> **What the exercise asks**:
Reproduce the material word for word; the images stay out.
--- Start ---
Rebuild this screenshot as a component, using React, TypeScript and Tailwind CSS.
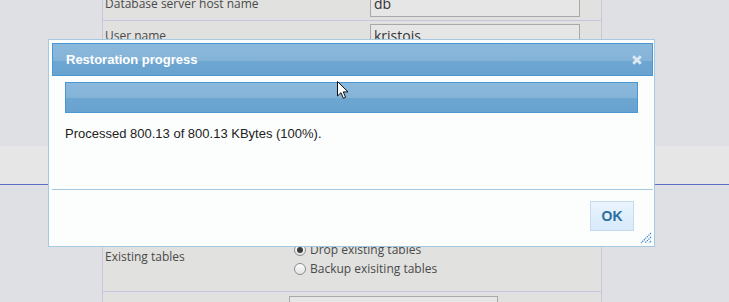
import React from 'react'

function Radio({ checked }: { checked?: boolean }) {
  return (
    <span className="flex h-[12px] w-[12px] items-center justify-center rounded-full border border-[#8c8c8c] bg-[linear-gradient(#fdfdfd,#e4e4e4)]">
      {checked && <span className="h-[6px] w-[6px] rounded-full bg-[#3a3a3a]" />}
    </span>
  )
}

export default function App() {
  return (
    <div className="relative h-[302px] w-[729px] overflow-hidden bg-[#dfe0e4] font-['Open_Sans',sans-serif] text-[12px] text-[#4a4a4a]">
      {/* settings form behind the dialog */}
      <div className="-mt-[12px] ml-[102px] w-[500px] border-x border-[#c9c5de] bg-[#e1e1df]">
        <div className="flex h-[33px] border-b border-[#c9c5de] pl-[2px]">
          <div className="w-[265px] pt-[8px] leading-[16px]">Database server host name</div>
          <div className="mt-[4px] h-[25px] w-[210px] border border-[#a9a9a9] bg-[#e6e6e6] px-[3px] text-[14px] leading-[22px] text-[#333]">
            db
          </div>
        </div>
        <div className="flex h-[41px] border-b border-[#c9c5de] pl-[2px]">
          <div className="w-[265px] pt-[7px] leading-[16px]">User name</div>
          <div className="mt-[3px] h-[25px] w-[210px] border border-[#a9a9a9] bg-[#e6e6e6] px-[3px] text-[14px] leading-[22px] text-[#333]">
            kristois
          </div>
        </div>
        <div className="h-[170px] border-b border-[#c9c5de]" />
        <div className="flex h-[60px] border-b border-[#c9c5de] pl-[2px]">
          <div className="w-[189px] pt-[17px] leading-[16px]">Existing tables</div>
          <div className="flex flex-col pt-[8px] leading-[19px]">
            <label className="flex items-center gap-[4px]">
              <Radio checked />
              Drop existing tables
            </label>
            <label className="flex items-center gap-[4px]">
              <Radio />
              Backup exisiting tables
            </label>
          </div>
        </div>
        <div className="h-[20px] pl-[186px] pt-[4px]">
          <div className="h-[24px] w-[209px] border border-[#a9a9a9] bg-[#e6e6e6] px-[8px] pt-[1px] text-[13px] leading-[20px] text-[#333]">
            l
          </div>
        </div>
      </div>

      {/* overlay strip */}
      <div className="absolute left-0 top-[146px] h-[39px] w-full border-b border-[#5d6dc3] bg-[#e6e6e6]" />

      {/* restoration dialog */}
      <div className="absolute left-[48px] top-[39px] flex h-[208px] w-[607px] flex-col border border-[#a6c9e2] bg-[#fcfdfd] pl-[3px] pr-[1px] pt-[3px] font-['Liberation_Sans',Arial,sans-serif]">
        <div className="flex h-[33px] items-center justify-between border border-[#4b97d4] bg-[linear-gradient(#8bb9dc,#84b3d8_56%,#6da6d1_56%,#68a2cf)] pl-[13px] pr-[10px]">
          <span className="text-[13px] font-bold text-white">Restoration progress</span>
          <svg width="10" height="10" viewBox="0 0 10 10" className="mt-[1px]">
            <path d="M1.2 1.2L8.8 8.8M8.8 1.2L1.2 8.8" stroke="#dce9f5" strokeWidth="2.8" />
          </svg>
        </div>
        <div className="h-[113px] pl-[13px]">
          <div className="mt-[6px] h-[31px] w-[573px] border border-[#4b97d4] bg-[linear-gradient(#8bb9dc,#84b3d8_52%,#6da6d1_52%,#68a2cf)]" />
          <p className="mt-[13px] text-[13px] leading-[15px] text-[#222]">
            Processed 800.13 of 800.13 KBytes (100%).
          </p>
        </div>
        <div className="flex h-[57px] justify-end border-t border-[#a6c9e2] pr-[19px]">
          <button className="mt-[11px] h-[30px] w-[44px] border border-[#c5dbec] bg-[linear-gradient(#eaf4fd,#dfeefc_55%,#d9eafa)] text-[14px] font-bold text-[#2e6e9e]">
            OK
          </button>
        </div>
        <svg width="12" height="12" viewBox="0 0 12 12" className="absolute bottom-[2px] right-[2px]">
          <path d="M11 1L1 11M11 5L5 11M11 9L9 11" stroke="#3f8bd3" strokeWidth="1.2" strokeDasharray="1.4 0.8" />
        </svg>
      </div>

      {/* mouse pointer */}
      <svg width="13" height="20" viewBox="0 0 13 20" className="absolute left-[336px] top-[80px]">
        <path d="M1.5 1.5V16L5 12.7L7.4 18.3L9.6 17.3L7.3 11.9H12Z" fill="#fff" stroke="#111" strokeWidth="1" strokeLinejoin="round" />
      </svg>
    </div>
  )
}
--- End ---
> **Reply to the task**:
Rebuild this screenshot as a component, using React, TypeScript and Tailwind CSS.
import React from 'react'

function Radio({ checked }: { checked?: boolean }) {
  return (
    <span className="flex h-[12px] w-[12px] items-center justify-center rounded-full border border-[#8c8c8c] bg-[linear-gradient(#fdfdfd,#e4e4e4)]">
      {checked && <span className="h-[6px] w-[6px] rounded-full bg-[#3a3a3a]" />}
    </span>
  )
}

export default function App() {
  return (
    <div className="relative h-[302px] w-[729px] overflow-hidden bg-[#dfe0e4] font-['Open_Sans',sans-serif] text-[12px] text-[#4a4a4a]">
      {/* settings form behind the dialog */}
      <div className="-mt-[12px] ml-[102px] w-[500px] border-x border-[#c9c5de] bg-[#e1e1df]">
        <div className="flex h-[33px] border-b border-[#c9c5de] pl-[2px]">
          <div className="w-[265px] pt-[8px] leading-[16px]">Database server host name</div>
          <div className="mt-[4px] h-[25px] w-[210px] border border-[#a9a9a9] bg-[#e6e6e6] px-[3px] text-[14px] leading-[22px] text-[#333]">
            db
          </div>
        </div>
        <div className="flex h-[41px] border-b border-[#c9c5de] pl-[2px]">
          <div className="w-[265px] pt-[7px] leading-[16px]">User name</div>
          <div className="mt-[3px] h-[25px] w-[210px] border border-[#a9a9a9] bg-[#e6e6e6] px-[3px] text-[14px] leading-[22px] text-[#333]">
            kristois
          </div>
        </div>
        <div className="h-[170px] border-b border-[#c9c5de]" />
        <div className="flex h-[60px] border-b border-[#c9c5de] pl-[2px]">
          <div className="w-[189px] pt-[17px] leading-[16px]">Existing tables</div>
          <div className="flex flex-col pt-[8px] leading-[19px]">
            <label className="flex items-center gap-[4px]">
              <Radio checked />
              Drop existing tables
            </label>
            <label className="flex items-center gap-[4px]">
              <Radio />
              Backup exisiting tables
            </label>
          </div>
        </div>
        <div className="h-[20px] pl-[186px] pt-[4px]">
          <div className="h-[24px] w-[209px] border border-[#a9a9a9] bg-[#e6e6e6] px-[8px] pt-[1px] text-[13px] leading-[20px] text-[#333]">
            l
          </div>
        </div>
      </div>

      {/* overlay strip */}
      <div className="absolute left-0 top-[146px] h-[39px] w-full border-b border-[#5d6dc3] bg-[#e6e6e6]" />

      {/* restoration dialog */}
      <div className="absolute left-[48px] top-[39px] flex h-[208px] w-[607px] flex-col border border-[#a6c9e2] bg-[#fcfdfd] pl-[3px] pr-[1px] pt-[3px] font-['Liberation_Sans',Arial,sans-serif]">
        <div className="flex h-[33px] items-center justify-between border border-[#4b97d4] bg-[linear-gradient(#8bb9dc,#84b3d8_56%,#6da6d1_56%,#68a2cf)] pl-[13px] pr-[10px]">
          <span className="text-[13px] font-bold text-white">Restoration progress</span>
          <svg width="10" height="10" viewBox="0 0 10 10" className="mt-[1px]">
            <path d="M1.2 1.2L8.8 8.8M8.8 1.2L1.2 8.8" stroke="#dce9f5" strokeWidth="2.8" />
          </svg>
        </div>
        <div className="h-[113px] pl-[13px]">
          <div className="mt-[6px] h-[31px] w-[573px] border border-[#4b97d4] bg-[linear-gradient(#8bb9dc,#84b3d8_52%,#6da6d1_52%,#68a2cf)]" />
          <p className="mt-[13px] text-[13px] leading-[15px] text-[#222]">
            Processed 800.13 of 800.13 KBytes (100%).
          </p>
        </div>
        <div className="flex h-[57px] justify-end border-t border-[#a6c9e2] pr-[19px]">
          <button className="mt-[11px] h-[30px] w-[44px] border border-[#c5dbec] bg-[linear-gradient(#eaf4fd,#dfeefc_55%,#d9eafa)] text-[14px] font-bold text-[#2e6e9e]">
            OK
          </button>
        </div>
        <svg width="12" height="12" viewBox="0 0 12 12" className="absolute bottom-[2px] right-[2px]">
          <path d="M11 1L1 11M11 5L5 11M11 9L9 11" stroke="#3f8bd3" strokeWidth="1.2" strokeDasharray="1.4 0.8" />
        </svg>
      </div>

      {/* mouse pointer */}
      <svg width="13" height="20" viewBox="0 0 13 20" className="absolute left-[336px] top-[80px]">
        <path d="M1.5 1.5V16L5 12.7L7.4 18.3L9.6 17.3L7.3 11.9H12Z" fill="#fff" stroke="#111" strokeWidth="1" strokeLinejoin="round" />
      </svg>
    </div>
  )
}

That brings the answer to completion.